Depending on your network service and application, you can use
either hardware or software for the RAID-5 (or 6).
If it's heavily read-only servicing, then software RAID works great,
because it's essentially RAID-0 (minus 1 disc).
But always use the OS RAID (e.g., LVM stripe) to stripe RAID-0
across all volumes, assuming there is not an OS volume limit
(of course ;).
Software RAID is extemely fast at XORs, that's not the problem.
The problem is how the data stream through the PC's inefficient
I/O interconnect.

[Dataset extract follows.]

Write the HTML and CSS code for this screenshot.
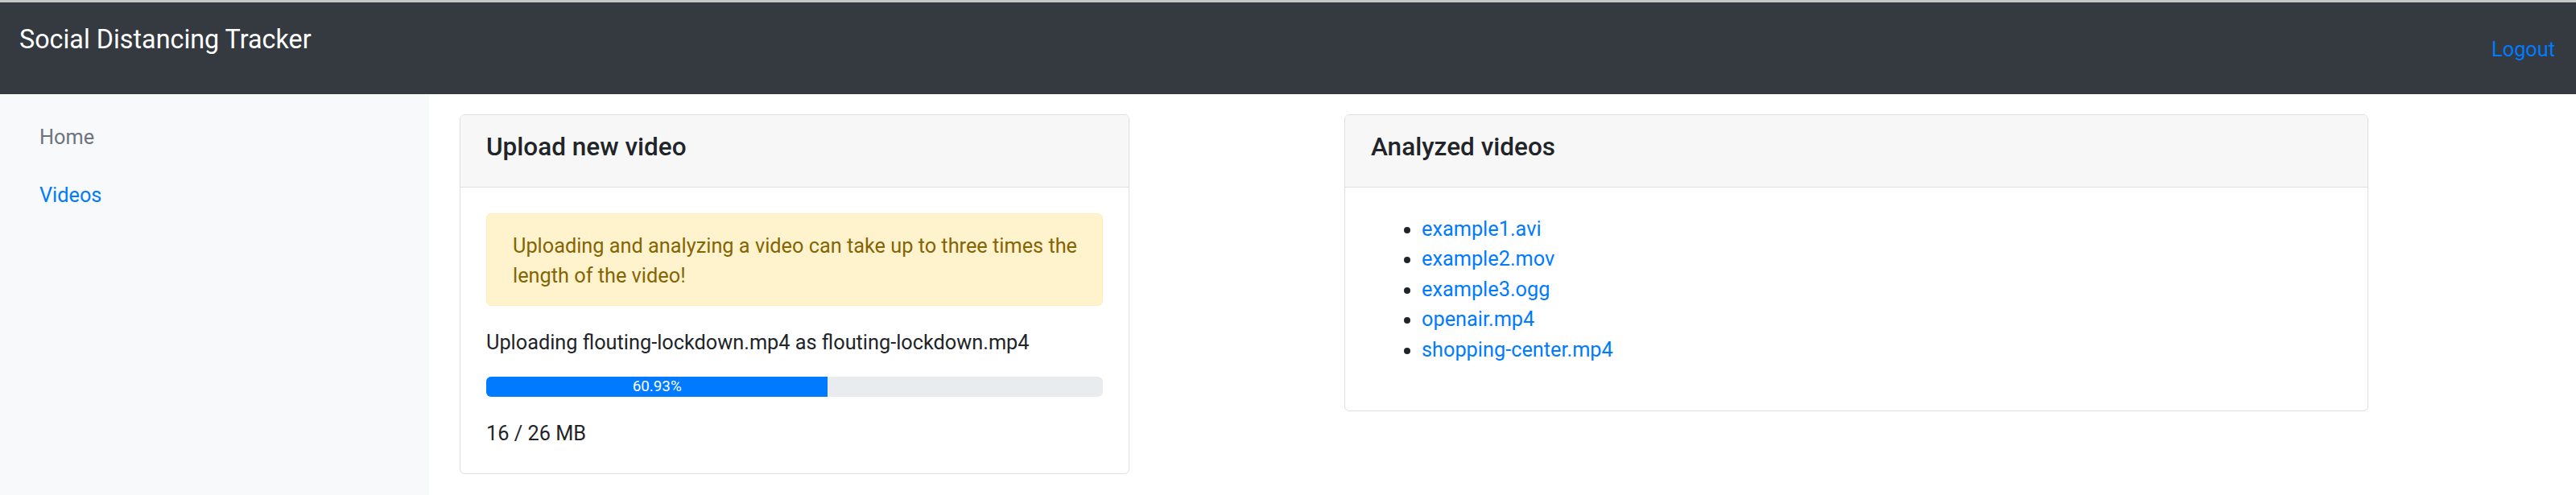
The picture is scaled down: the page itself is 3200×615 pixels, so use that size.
FILE: index.html
```html
<!DOCTYPE html>
<html lang="en">
<head>
<meta charset="utf-8">
<title>Social Distancing Tracker</title>
<link rel="stylesheet" href="styles.css">
</head>
<body>
<div class="topline"></div>
<nav class="navbar">
  <a class="brand" href="#">Social Distancing Tracker</a>
  <a class="logout" href="#">Logout</a>
</nav>
<div class="layout">
  <aside class="sidebar">
    <a class="side-link" href="#">Home</a>
    <a class="side-link active" href="#">Videos</a>
  </aside>
  <main class="main">
    <section class="card card-upload">
      <div class="card-header"><h5 class="card-title">Upload new video</h5></div>
      <div class="card-body">
        <div class="alert">Uploading and analyzing a video can take up to three times the length of the video!</div>
        <p class="status">Uploading flouting-lockdown.mp4 as flouting-lockdown.mp4</p>
        <div class="progress"><div class="progress-bar" style="width: 55.4%">60.93%</div></div>
        <p class="size">16 / 26 MB</p>
      </div>
    </section>
    <section class="card card-list">
      <div class="card-header"><h5 class="card-title">Analyzed videos</h5></div>
      <div class="card-body">
        <ul class="videos">
          <li><a href="#">example1.avi</a></li>
          <li><a href="#">example2.mov</a></li>
          <li><a href="#">example3.ogg</a></li>
          <li><a href="#">openair.mp4</a></li>
          <li><a href="#">shopping-center.mp4</a></li>
        </ul>
      </div>
    </section>
  </main>
</div>
</body>
</html>
```
FILE: styles.css
```css
* { box-sizing: border-box; }
html, body { margin: 0; padding: 0; }
body {
  font-family: Roboto, "Liberation Sans", sans-serif;
  font-size: 25.3px;
  line-height: 37.6px;
  color: #212529;
  background: #fff;
  height: 615px;
  overflow: hidden;
}
a { text-decoration: none; color: #007bff; }

.topline { height: 3px; background: #c6c7c8; }

.navbar {
  height: 114px;
  background: #343a40;
  display: flex;
  justify-content: space-between;
  align-items: flex-start;
  padding: 0 26px 0 24px;
}
.brand {
  color: #fff;
  font-size: 32.3px;
  line-height: 47px;
  margin-top: 23px;
}
.logout {
  line-height: 37.6px;
  margin-top: 40px;
}

.layout { display: flex; height: 498px; }
.sidebar {
  width: 533px;
  flex: none;
  background: #f8f9fa;
  padding: 18px 25px 0;
  display: flex;
  flex-direction: column;
  align-items: flex-start;
}
.side-link {
  display: block;
  padding: 17px 24px;
  line-height: 38px;
  color: #6c757d;
}
.side-link.active { color: #007bff; }

.main {
  flex: 1;
  display: flex;
  align-items: flex-start;
  padding: 25px 0 0 38px;
  gap: 267px;
}
.card {
  border: 1px solid #dfdfdf;
  border-radius: 6px;
  background: #fff;
  overflow: hidden;
}
.card-upload { width: 832px; }
.card-list { width: 1272px; }
.card-header {
  background: #f7f7f7;
  border-bottom: 1px solid #dfdfdf;
  padding: 21px 32px 30px;
}
.card-title {
  margin: 0;
  font-size: 31.5px;
  line-height: 37.6px;
  font-weight: 500;
}
.card-body { padding: 32px 32px 30px; }

.alert {
  background: #fff3cd;
  border: 1px solid #ffeeba;
  border-radius: 6px;
  color: #856404;
  padding: 21px 20px 17px 32px;
  margin-bottom: 27px;
}
.status { margin: 0 0 24px; }
.progress {
  height: 25px;
  background: #e9ecef;
  border-radius: 6px;
  overflow: hidden;
  display: flex;
  margin-bottom: 27px;
}
.progress-bar {
  background: #007bff;
  color: #fff;
  font-size: 18.8px;
  line-height: 25px;
  text-align: center;
  white-space: nowrap;
}
.size { margin: 0; }

.card-list .card-body { padding-top: 33px; padding-bottom: 32px; }
.videos {
  margin: 0 0 24px;
  padding-left: 63px;
}
```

PC's have gotten much better, but the load still
detracts from other I/O, that services may contend with.
Software RAID-5 writes are, essentially, "programmed I/O."
Every single commit has to have it's parity blocked programmed
by the CPU, which is difficult to bechmark because the
bottleneck is not the CPU, but the LOAD-XOR-STOR of the interconnect.
An IOP is designed with ASIC peripherals to do that in-line, real-time.
In fact, by the very nature of the IOP driver, the operation is synchronous
to the OS' standpoint, unlike software RAID optimizations by the OS.
--
Bryan J Smith - mailto:b.j.smith@xxxxxxxx
http://thebs413.blogspot.com
Sent via BlackBerry from T-Mobile
-----Original Message-----
From: Ralf Gross <Ralf-Lists@xxxxxxxxxxxx>
Date: Tue, 25 Sep 2007 15:49:56
To:linux-xfs@xxxxxxxxxxx
Subject: Re: mkfs options for a 16x hw raid5 and xfs (mostly large files)
KELEMEN Peter schrieb:
> * Ralf Gross (ralf-lists@xxxxxxxxxxxx) [20070925 14:35]:
>
> > There is a second RAID device attached to the server (24x
> > RAID5). The numbers I get from this device are a bit worse than
> > the 16x RAID 5 numbers (150MB/s read with dd).
>
> You are expecting 24 spindles to align up when you have a write
> request, which has to be 23*chunksize bytes in order to avoid RMW.
> Additionally, your array is so big that you're very likely to hit
> another error while rebuilding. Chop up your monster RAID5 array
> into smaller arrays and stripe across them. Even better, consider
> RAID10.
RAID10 is no option, we need 60+ TB at the moment, mostly large video
files. Basically the read/write performance we get with the 16x RAID 5
is sufficient for our needs. The 24x RAID 5 is only a test device. The
volumes that will be used in the future are the 16/15x RAIDs (48 disk
shelf with 3 volumes).
I'm just wondering how people get 400+ MB/s with HW-RAID 5.
Ralf
|